Brand Safety in Digital Advertising

Between Hard Work And Algorithms – How to Apply Brand Safety And Protect Your Brand

Fake news here, alternative facts there: The global media landscape faces new challenges, by which advertisers are also affected. Which brand would like to end up with ad campaigns on dubious websites? In the future, intelligent algorithms will help to minimize brand safety risks. Until then, however, advertisers have to roll up their sleeves.

Brands that advertise with big budgets rely on scaling and range. With programmatic advertising, advertising messages can be extensively automated and thus efficiently placed. On the one hand, the greatest possible reach and access to the most comprehensive ad inventory available are real added value for advertisers. On the other hand, many brands in the meantime face the question of how to avoid placing advertising messages in a non-preferred environment.

Erotic or violence-glorifying websites are the tip of the iceberg and are cited as typical negative examples in connection with the key word ‘brand safety’. In fact, websites of those categories can be excluded from current campaigns in a reliable manner to some extent. However, it is more complicated for websites whose contents do not clearly go against an advertiser’s preferences and those for which the categorical exclusion from campaigns has not yet been fully solved technically.

There’s a Grey Area Between Blacklists and Whitelists

It concerns a fairly large grey area and those who followed media coverage in the pre-Christmas period should know what we are talking about. Several brands discovered their ad campaigns running on Breitbart News – promoted by Steven Bannon now Donald Trump’s chief strategist – and wondered how this could happen. Kellogg’s, U.S. BMW other major brands had unintentionally spent parts of their advertisement budget on a far-right news website that fundamentally opposes their company culture and brand values.

The automation played an unwelcome trick on advertisers and has made it clear to our industry that the grey areas between blacklists and whitelists in programmatic advertising can become a real problem for brands. So, what can we do to minimize the risk with regard to brand safety?

Algorithms Are Competent Helpers, but Manual Work Remains Necessary

An automated approach is the first building block helping to ensure brand safety. Intelligent algorithms (inhouse-developed or from third-party providers) categorize content from websites on the basis of semantic and image analysis. In the next step, advertisers manually select which inventory should be included for their campaign based on categories. Since algorithms that try to exclude unwanted inventory from ever being bought are far from perfect (although always improving) and due to the fact that new inventory such as websites or apps becomes available almost every second of each and every day, a manual retrospective analysis remains essential: Where did the campaign run? Is there inventory, which is to be excluded for future campaigns? In this way, advertisers are developing an individual blacklist step by step, which will improve brand safety in future campaigns.

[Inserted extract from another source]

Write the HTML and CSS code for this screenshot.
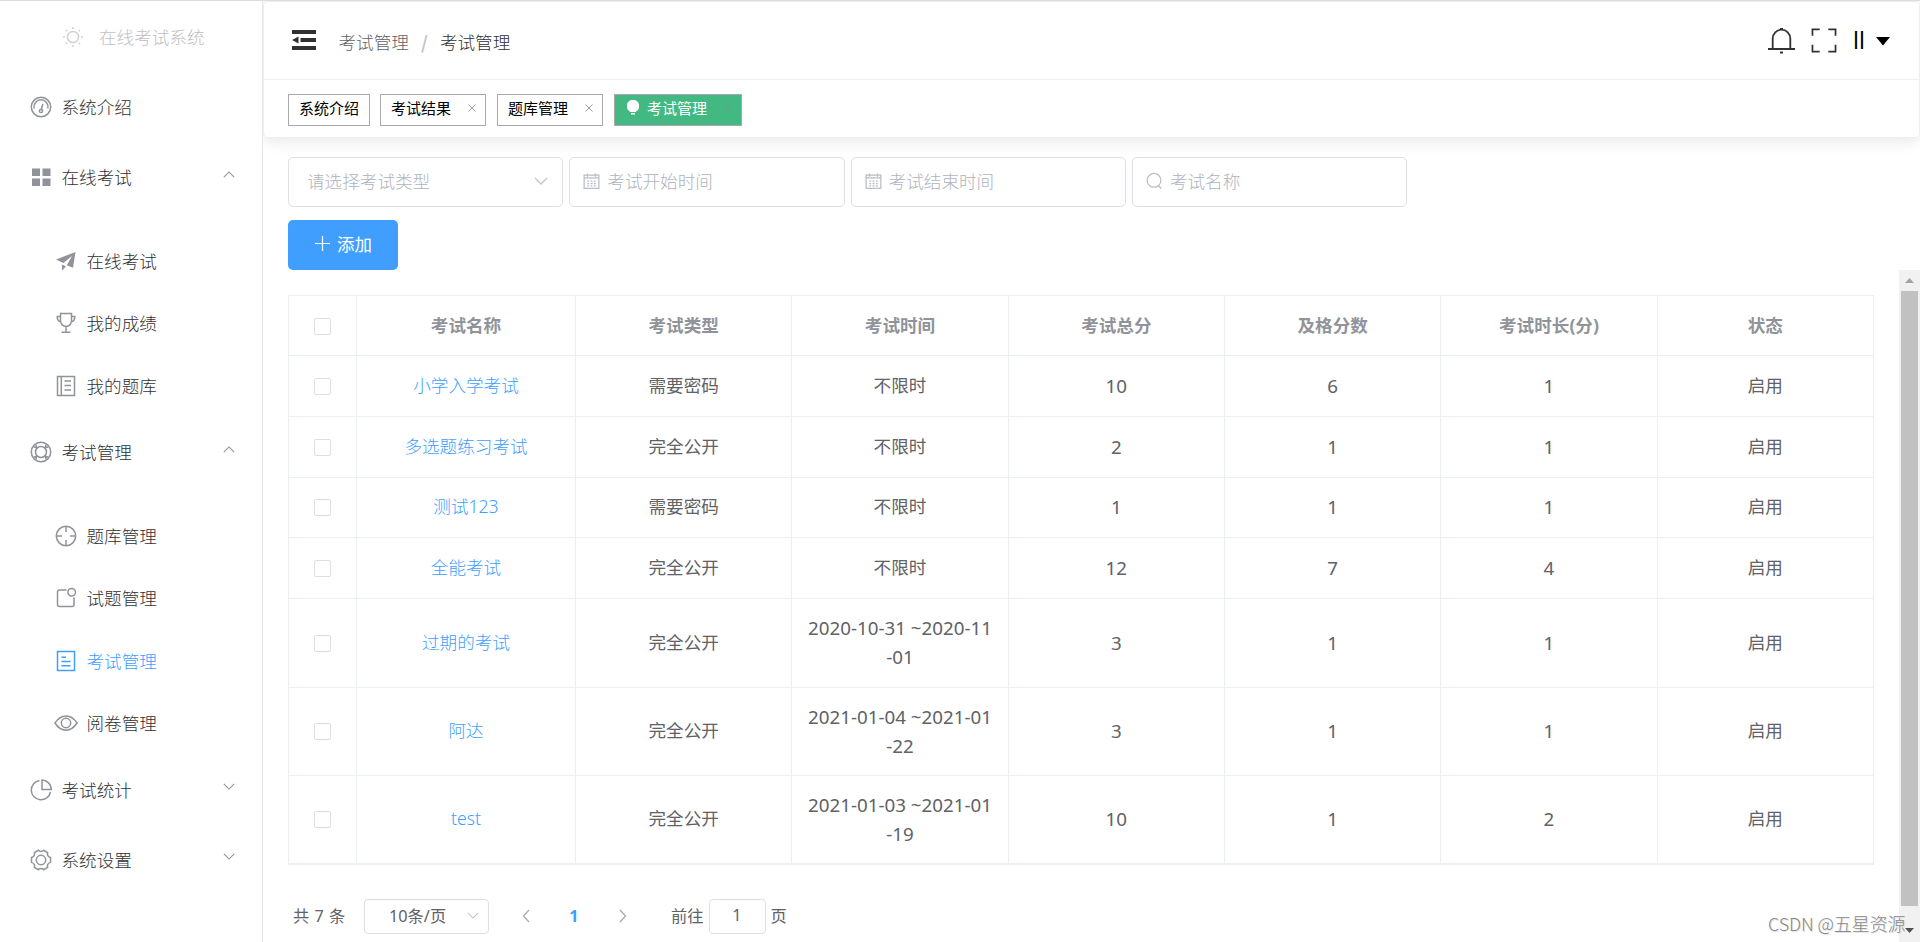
FILE: index.html
```html
<!DOCTYPE html>
<html lang="zh-CN">
<head>
<meta charset="utf-8">
<title>在线考试系统</title>
<link rel="stylesheet" href="styles.css">
</head>
<body>
<svg class="sprite" aria-hidden="true">
  <symbol id="down" viewBox="0 0 14 8"><path d="M1 1l6 6 6-6"/></symbol>
  <symbol id="up" viewBox="0 0 14 8"><path d="M1 7l6-6 6 6"/></symbol>
  <symbol id="close" viewBox="0 0 10 10"><path d="M1.5 1.5l7 7M8.5 1.5l-7 7"/></symbol>
  <symbol id="calendar" viewBox="0 0 18 18"><path d="M1.2 2.8h15.6v14H1.2zM1.2 5.6h15.6M4.8 1v3.4M13.2 1v3.4"/><path d="M4.5 9.2h2M8 9.2h2M11.5 9.2h2M4.5 11.8h2M8 11.8h2M11.5 11.8h2M4.5 14.2h2M8 14.2h2M11.5 14.2h2"/></symbol>
</svg>
<div class="app">
  <aside class="sidebar">
    <div class="brand">
      <svg class="icon" viewBox="0 0 22 22"><circle cx="11" cy="11" r="5.6"/><path d="M11 1v2M11 19v2M1 11h2M19 11h2M4 4l1.3 1.3M16.700 16.700L18 18M4 18l1.300-1.300M16.700 5.300L18 4"/></svg>
      <span>在线考试系统</span>
    </div>
    <nav>
      <a class="item"><svg class="icon" viewBox="0 0 22 22"><circle cx="11" cy="11" r="9.700"/><path d="M4.200 12.500A7 7 0 1 1 17.800 12.500M11.300 13.500L12.900 8"/><circle cx="11" cy="15" r="1.600"/></svg><span>系统介绍</span></a>
      <a class="item"><svg class="icon" viewBox="0 0 22 22"><path class="solid" d="M2 2.500h8v7.500H2zM12.500 2.500h8v7.500h-8zM2 12.500h8v7.500H2zM12.500 12.500h8v7.500h-8z"/></svg><span>在线考试</span><svg class="arrow"><use href="#up"/></svg></a>
      <div class="group">
        <a class="sub"><svg class="icon" viewBox="0 0 22 22"><path class="solid" d="M1 9.500L20.500 2 18 17.800l-6.200-2.600L17 6 8.400 13zM7 14.500l4 2-4 4.300z"/></svg><span>在线考试</span></a>
        <a class="sub"><svg class="icon" viewBox="0 0 22 22"><path d="M5.500 1.500h11v7.500a5.500 5.500 0 0 1-11 0zM5.500 4.500H2.200c0 3.500.8 5 3.800 5.300M16.500 4.500h3.300c0 3.500-.8 5-3.800 5.300M11 14.500v5.800M6.500 20.300h9"/></svg><span>我的成绩</span></a>
        <a class="sub"><svg class="icon" viewBox="0 0 22 22"><path d="M2.500 1.500h17v19h-17zM6.300 1.500v19M9.500 6h6.500M9.500 10.500h6.500M9.500 15h6.500"/></svg><span>我的题库</span></a>
      </div>
      <a class="item"><svg class="icon" viewBox="0 0 22 22"><circle cx="11" cy="11" r="9.700"/><circle cx="11" cy="11" r="5.500"/><path d="M4 6l3.200 1M6 4l1 3.200M18 6l-3.200 1M16 4l-1 3.200M4 16l3.200-1M6 18l1-3.200M18 16l-3.200-1M16 18l-1-3.200"/></svg><span>考试管理</span><svg class="arrow"><use href="#up"/></svg></a>
      <div class="group">
        <a class="sub"><svg class="icon" viewBox="0 0 22 22"><circle cx="11" cy="11" r="9.700"/><path d="M11 1.500V7M11 15v5.500M1.500 11H7M15 11h5.500"/></svg><span>题库管理</span></a>
        <a class="sub"><svg class="icon" viewBox="0 0 22 22"><path d="M11.500 3H4.500a2 2 0 0 0-2 2v12.500a2 2 0 0 0 2 2H17a2 2 0 0 0 2-2V10.500"/><circle cx="16.700" cy="5.200" r="3.800"/></svg><span>试题管理</span></a>
        <a class="sub active"><svg class="icon" viewBox="0 0 22 22"><path d="M2.500 1.500h17v19h-17zM6.500 7.300h4.500M6.500 11.500h9M6.500 15.800h9"/></svg><span>考试管理</span></a>
        <a class="sub"><svg class="icon wide" viewBox="0 0 24 22"><path d="M1 11C7 1.500 17 1.500 23 11 17 20.500 7 20.500 1 11z"/><circle cx="12" cy="11" r="4.700"/></svg><span>阅卷管理</span></a>
      </div>
      <a class="item"><svg class="icon" viewBox="0 0 22 22"><path d="M9.500 1.500A9.700 9.700 0 1 0 20.500 13M12 1v9.500h9.300A9.500 9.500 0 0 0 12 1z"/></svg><span>考试统计</span><svg class="arrow"><use href="#down"/></svg></a>
      <a class="item"><svg class="icon" viewBox="0 0 22 22"><circle cx="11" cy="11" r="4.700"/><path d="M8.300 1.300c1.400 1.600 4 1.600 5.400 0l3.900 2.200c-.6 2.300.6 4.300 2.900 5v4.900c-2.300.7-3.500 2.700-2.900 5l-3.900 2.300c-1.400-1.600-4-1.600-5.400 0l-3.900-2.300c.6-2.300-.6-4.300-2.900-5V8.500c2.300-.7 3.500-2.700 2.900-5z"/></svg><span>系统设置</span><svg class="arrow"><use href="#down"/></svg></a>
    </nav>
  </aside>
  <div class="main">
    <header class="card">
      <div class="bar">
        <svg class="fold" viewBox="0 0 24 20"><path d="M0 0h24v4H0zM8.500 8H24v4H8.500zM0 16h24v4H0zM0 10l6.500-3.600v7.200z"/></svg>
        <div class="crumbs"><span>考试管理</span><i>/</i><span class="current">考试管理</span></div>
        <div class="tools">
          <svg class="bell" viewBox="0 0 27 27"><path d="M4.700 21.800V11.500a8.800 8.800 0 0 1 17.600 0v10.300M0 22h27M12 1.800h3M12 25.500h3"/></svg>
          <svg class="full" viewBox="0 0 27 26"><path d="M1.500 8V1.500H9M18 1.500h7.500V8M1.500 17.500V24.500H9M18 24.500h7.500V17.500"/></svg>
          <span class="user">ll</span>
          <svg class="caret" viewBox="0 0 14 9"><path d="M0 0h14L7 8.500z"/></svg>
        </div>
      </div>
      <div class="tabs">
        <a class="tab">系统介绍</a>
        <a class="tab">考试结果<svg><use href="#close"/></svg></a>
        <a class="tab">题库管理<svg><use href="#close"/></svg></a>
        <a class="tab on"><svg class="bulb" viewBox="0 0 12 15"><path d="M6 0a6 6 0 0 1 3.200 11.200V12H2.800v-.8A6 6 0 0 1 6 0zM4 13h4v1.500H4z"/></svg>考试管理<svg><use href="#close"/></svg></a>
      </div>
    </header>
    <section class="filters">
      <div class="field select"><span>请选择考试类型</span><svg class="arrow"><use href="#down"/></svg></div>
      <div class="field"><svg class="pre"><use href="#calendar"/></svg><span>考试开始时间</span></div>
      <div class="field"><svg class="pre"><use href="#calendar"/></svg><span>考试结束时间</span></div>
      <div class="field"><svg class="pre" viewBox="0 0 18 18"><circle cx="8.500" cy="8.300" r="7.300"/><path d="M13 14l3.300 3"/></svg><span>考试名称</span></div>
    </section>
    <button class="add"><svg viewBox="0 0 16 16"><path d="M8 0v16M0 8h16"/></svg><span>添加</span></button>
    <div class="scroll">
      <div class="content">
        <div class="table">
          <div class="row head"><div><i class="box"></i></div><div>考试名称</div><div>考试类型</div><div>考试时间</div><div>考试总分</div><div>及格分数</div><div>考试时长(分)</div><div>状态</div></div>
          <div class="row"><div><i class="box"></i></div><div class="link">小学入学考试</div><div>需要密码</div><div>不限时</div><div class="num">10</div><div class="num">6</div><div class="num">1</div><div>启用</div></div>
          <div class="row"><div><i class="box"></i></div><div class="link">多选题练习考试</div><div>完全公开</div><div>不限时</div><div class="num">2</div><div class="num">1</div><div class="num">1</div><div>启用</div></div>
          <div class="row"><div><i class="box"></i></div><div class="link">测试123</div><div>需要密码</div><div>不限时</div><div class="num">1</div><div class="num">1</div><div class="num">1</div><div>启用</div></div>
          <div class="row"><div><i class="box"></i></div><div class="link">全能考试</div><div>完全公开</div><div>不限时</div><div class="num">12</div><div class="num">7</div><div class="num">4</div><div>启用</div></div>
          <div class="row"><div><i class="box"></i></div><div class="link">过期的考试</div><div>完全公开</div><div class="num">2020-10-31 ~2020-11<br>-01</div><div class="num">3</div><div class="num">1</div><div class="num">1</div><div>启用</div></div>
          <div class="row"><div><i class="box"></i></div><div class="link">阿达</div><div>完全公开</div><div class="num">2021-01-04 ~2021-01<br>-22</div><div class="num">3</div><div class="num">1</div><div class="num">1</div><div>启用</div></div>
          <div class="row"><div><i class="box"></i></div><div class="link">test</div><div>完全公开</div><div class="num">2021-01-03 ~2021-01<br>-19</div><div class="num">10</div><div class="num">1</div><div class="num">2</div><div>启用</div></div>
        </div>
        <div class="pager">
          <span class="total">共 7 条</span>
          <span class="size"><span>10条/页</span><svg class="arrow"><use href="#down"/></svg></span>
          <svg class="step" viewBox="0 0 8 14"><path d="M7 1L1.500 7 7 13"/></svg>
          <b>1</b>
          <svg class="step" viewBox="0 0 8 14"><path d="M1 1l5.500 6L1 13"/></svg>
          <span class="goto">前往</span><span class="page">1</span><span>页</span>
        </div>
      </div>
      <div class="track">
        <svg viewBox="0 0 9 5"><path d="M0 5l4.500-5L9 5z"/></svg>
        <div class="thumb"></div>
        <svg class="dark" viewBox="0 0 9 5"><path d="M0 0h9L4.500 5z"/></svg>
      </div>
    </div>
  </div>
  <div class="watermark">CSDN @五星资源</div>
</div>
</body>
</html>
```

FILE: styles.css
```css
* { box-sizing: border-box; }
body { margin: 0; background: #fff; font-family: "Noto Sans", "Noto Sans CJK SC", sans-serif; font-size: 17.6px; color: #606266; }
svg { display: block; flex: none; fill: none; stroke: currentColor; stroke-width: 1.3; }
.sprite { position: absolute; width: 0; height: 0; }
.solid { fill: currentColor; stroke: none; }
i { font-style: normal; }
.app { position: relative; display: flex; width: 1920px; height: 942px; overflow: hidden; border-top: 1px solid #dcdce0; }

.sidebar { position: relative; z-index: 1; width: 263px; flex: none; background: #fff; border-right: 1px solid #e6e6e6; color: #303133; font-family: "Noto Sans CJK SC", sans-serif; font-weight: 300; }
.brand { display: flex; align-items: center; gap: 15px; height: 72px; padding-left: 62px; color: #c0c0c0; }
.brand span { padding-bottom: 1px; }
.sidebar .icon { width: 22px; height: 22px; color: #909399; stroke-width: 1.5; }
.sidebar .brand .icon { color: #d0d0d0; }
.item, .sub { display: flex; align-items: center; padding-bottom: 2px; }
.item { height: 70px; padding-left: 29.5px; padding-right: 27px; gap: 10px; }
.item .arrow { margin-left: auto; margin-top: -6px; }
.item span, .sub span { padding-bottom: 1px; }
.arrow { width: 12px; height: 7px; color: #909399; }
.group { padding-top: 17.5px; }
.sub { height: 62.5px; padding-left: 54.5px; gap: 10px; }
.sub .wide { width: 24px; margin: 0 -1px; }
.sub.active, .sub.active .icon { color: #409eff; }

.main { flex: 1; min-width: 0; display: flex; flex-direction: column; }
.card { height: 137px; flex: none; border: 1px solid #ebeef5; border-radius: 5px; box-shadow: 0 2.5px 15px rgba(0,0,0,.1); }
.bar { display: flex; align-items: center; height: 78px; padding: 0 29px 1px 28px; border-bottom: 1px solid #ebeef5; }
.fold { width: 24px; height: 20px; fill: #303133; stroke: none; }
.crumbs { display: flex; margin: 3px 0 0 22.5px; font-family: "Noto Sans CJK SC", sans-serif; font-weight: 300; }
.crumbs i { width: 31px; text-align: center; color: #c0c4cc; font-weight: 700; }
.crumbs .current { color: #303133; }
.tools { display: flex; align-items: center; margin-left: auto; color: #303133; }
.tools svg { stroke-width: 1.8; }
.bell { width: 27px; height: 27px; }
.full { width: 26px; height: 25px; margin-left: 16px; }
.user { width: 12px; margin-left: 16px; font-size: 23px; line-height: 27px; color: #000; }
.tools .caret { width: 14px; height: 9px; margin: 2px 0 0 11px; fill: #000; stroke: none; }
.tabs { display: flex; gap: 11px; padding: 14px 24px; color: #000; font: 15px "Noto Sans CJK SC", sans-serif; }
.tab { display: flex; align-items: center; height: 32px; padding: 0 10px 5px 10px; border: 1px solid #a9a9a9; }
.tab svg { width: 10px; height: 10px; margin: 0 -2px 0 16px; color: #999; stroke-width: 1; }
.tab:first-child { margin-right: -1px; }
.tab.on { background: #42b983; color: #fff; }
.tab.on svg { color: #6f9c88; }
.tab.on .bulb { width: 12px; height: 15px; fill: #fff; stroke: none; margin: 0 8px 0 2px; }
.tab.on svg:last-child { margin-right: -2px; }

.filters { display: flex; gap: 6px; padding: 19px 25px 0; color: #aeb3bd; font-family: "Noto Sans CJK SC", sans-serif; font-weight: 300; }
.filters .arrow { color: #c0c4cc; width: 14px; height: 8px; }
.field { display: flex; align-items: center; width: 275.3px; height: 50px; padding: 0 14px 3px 13px; border: 1px solid #dcdfe6; border-radius: 5px; }
.field.select { justify-content: space-between; padding-left: 18px; }
.field .pre { width: 17px; height: 18px; margin-right: 7px; color: #b8bcc6; }
.add { display: flex; align-items: center; gap: 7px; align-self: flex-start; width: 110px; height: 50px; margin: 13px 0 0 25px; padding: 0 0 3px 27px; border: 0; border-radius: 5px; background: #409eff; color: #fff; font: 400 17.5px "Noto Sans CJK SC", sans-serif; }
.add svg { width: 15px; height: 15px; }

.scroll { display: flex; justify-content: space-between; flex: 1; }
.content { padding: 25px 0 0 25px; }
.table { display: grid; grid-template-rows: 60px 61px 61px 60px 61px 89px 88px 88px; width: 1586px; border: 1px solid #ebeef5; border-right: 0; line-height: 28.75px; }
.row { display: grid; grid-template-columns: 68px 219px repeat(6, 216.333px); border-bottom: 1px solid #ebeef5; text-align: center; }
.row > div { display: flex; align-items: center; justify-content: center; padding-bottom: 1.5px; border-right: 1px solid #ebeef5; }
.row.head > div { padding-bottom: 0; }
.row > .num { font-size: 18.75px; padding-bottom: 0; }
.head { color: #909399; font-weight: 700; }
.row > .link { color: #409eff; font-weight: 300; padding-bottom: 2px; }
.box { width: 17px; height: 17px; border: 1px solid #dcdfe6; border-radius: 2px; margin-top: 2px; }
.pager { display: flex; align-items: center; height: 35px; margin-top: 34px; padding-left: 5px; font-size: 16.25px; line-height: 30px; }
.pager > span { padding-bottom: 2px; }
.total { width: 71px; word-spacing: 1px; }
.pager > .size { display: flex; align-items: center; justify-content: space-between; width: 125px; height: 35px; padding: 0 9px 2px 24px; border: 1px solid #dcdfe6; border-radius: 4px; }
.size .arrow { color: #c0c4cc; }
.step { width: 8px; height: 14px; color: #a8abb2; margin: 0 0 1px 33px; }
.pager b { width: 12px; margin-left: 38px; padding-bottom: 2px; text-align: center; color: #409eff; }
.pager b + .step { margin-left: 39px; }
.goto { margin-left: 44px; }
.page { width: 57px; height: 35px; margin: 0 5px; border: 1px solid #dcdfe6; border-radius: 4px; text-align: center; }
.track { display: flex; flex-direction: column; align-items: center; width: 21px; background: #f1f1f1; }
.track svg { width: 9px; height: 5px; margin: 8px 0; fill: #a3a3a3; stroke: none; }
.thumb { width: 17px; height: 615px; background: #c1c1c1; }
.track .dark { margin: 22px 0 0; fill: #505050; }
.watermark { position: absolute; left: 1768px; top: 908px; font: 300 18px/28px "Noto Sans CJK SC", sans-serif; letter-spacing: -.1px; color: #888; white-space: nowrap; text-shadow: 1px 1px 1px #ddd; }
```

Whitelists provide more security than blacklist approaches, yet they are often disadvantageous with regards to reach. Only a few advertisers currently have enough experience to operate a whitelist, which, on the one hand, guarantees brand safety, and on the other, guarantees attractive reach. Currently, we can generally differentiate between two sorts of SSP-Providers. Those who bundle maximum reach and more or less don’t filter unwanted inventory (even the “obviously” bad inventory for 99% of advertisers). They follow the approach that they as technology providers aren’t necessarily responsible for inventory control.

On the other end of the spectrum there is such providers that carefully select and filter inventory they want to connect to the programmatic market. But also advertisers should take the initiative and alert publishers about the increasing priority of brand safety. At the end of the day, any effective and sustainable approach to brand safety requires both advertisers and publishers to pull on the same string.

The bottom line: In order to protect brands from funding unwelcomed websites or apps with advertising spent, algorithms that analyze and categorize the available ad inventory are constantly refined. The categorization is intended to provide more transparency in the management of brand safety. However, this process cannot be automated 100% quite yet. Until then, advertisers and service providers have to manually readjust.